Beginning with the first line below, please repeat the material exactly, ending with the line that includes "const current = 2;".

◇ ◇ ◇

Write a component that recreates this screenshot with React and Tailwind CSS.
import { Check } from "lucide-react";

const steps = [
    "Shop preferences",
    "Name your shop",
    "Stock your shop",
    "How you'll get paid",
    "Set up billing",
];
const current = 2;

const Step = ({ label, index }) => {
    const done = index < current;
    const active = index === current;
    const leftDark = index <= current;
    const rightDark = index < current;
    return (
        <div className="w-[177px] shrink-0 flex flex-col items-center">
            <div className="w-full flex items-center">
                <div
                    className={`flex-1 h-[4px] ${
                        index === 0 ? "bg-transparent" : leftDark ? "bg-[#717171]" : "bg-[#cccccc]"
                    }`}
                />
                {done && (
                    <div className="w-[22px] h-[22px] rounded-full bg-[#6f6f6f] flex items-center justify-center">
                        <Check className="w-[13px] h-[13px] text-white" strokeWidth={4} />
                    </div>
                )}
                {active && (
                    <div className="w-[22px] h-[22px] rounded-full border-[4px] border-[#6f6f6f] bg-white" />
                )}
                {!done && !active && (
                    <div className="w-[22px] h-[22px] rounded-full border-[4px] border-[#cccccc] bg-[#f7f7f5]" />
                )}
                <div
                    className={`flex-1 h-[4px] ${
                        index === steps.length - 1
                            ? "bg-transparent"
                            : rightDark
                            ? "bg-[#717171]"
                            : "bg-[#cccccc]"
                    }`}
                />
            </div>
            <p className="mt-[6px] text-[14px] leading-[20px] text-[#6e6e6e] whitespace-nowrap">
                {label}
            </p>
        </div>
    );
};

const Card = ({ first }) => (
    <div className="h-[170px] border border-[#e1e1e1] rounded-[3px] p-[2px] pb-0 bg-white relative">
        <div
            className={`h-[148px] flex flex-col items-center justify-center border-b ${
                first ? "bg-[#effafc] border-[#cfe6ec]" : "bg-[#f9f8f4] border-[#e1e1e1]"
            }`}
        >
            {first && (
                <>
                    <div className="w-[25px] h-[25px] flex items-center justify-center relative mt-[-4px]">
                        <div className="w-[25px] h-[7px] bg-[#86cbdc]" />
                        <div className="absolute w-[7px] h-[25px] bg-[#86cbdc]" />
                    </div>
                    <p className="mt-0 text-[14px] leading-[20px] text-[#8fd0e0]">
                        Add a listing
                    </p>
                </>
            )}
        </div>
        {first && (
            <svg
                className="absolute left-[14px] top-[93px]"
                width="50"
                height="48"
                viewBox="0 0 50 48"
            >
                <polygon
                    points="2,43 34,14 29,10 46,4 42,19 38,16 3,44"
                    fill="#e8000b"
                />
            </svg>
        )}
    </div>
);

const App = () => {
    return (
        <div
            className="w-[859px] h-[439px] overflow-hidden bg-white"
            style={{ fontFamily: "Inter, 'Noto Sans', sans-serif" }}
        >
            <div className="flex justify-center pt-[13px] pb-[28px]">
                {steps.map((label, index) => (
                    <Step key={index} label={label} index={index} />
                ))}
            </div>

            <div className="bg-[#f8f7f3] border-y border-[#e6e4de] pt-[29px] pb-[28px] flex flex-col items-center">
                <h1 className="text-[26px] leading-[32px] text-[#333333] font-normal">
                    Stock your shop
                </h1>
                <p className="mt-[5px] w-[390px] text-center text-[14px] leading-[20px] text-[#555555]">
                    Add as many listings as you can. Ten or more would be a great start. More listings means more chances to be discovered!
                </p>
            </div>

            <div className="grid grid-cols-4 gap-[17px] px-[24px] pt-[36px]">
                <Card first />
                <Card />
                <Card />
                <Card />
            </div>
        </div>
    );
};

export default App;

◇ ◇ ◇

= Answer to this exercise =
Write a component that recreates this screenshot with React and Tailwind CSS.
import { Check } from "lucide-react";

const steps = [
    "Shop preferences",
    "Name your shop",
    "Stock your shop",
    "How you'll get paid",
    "Set up billing",
];
const current = 2;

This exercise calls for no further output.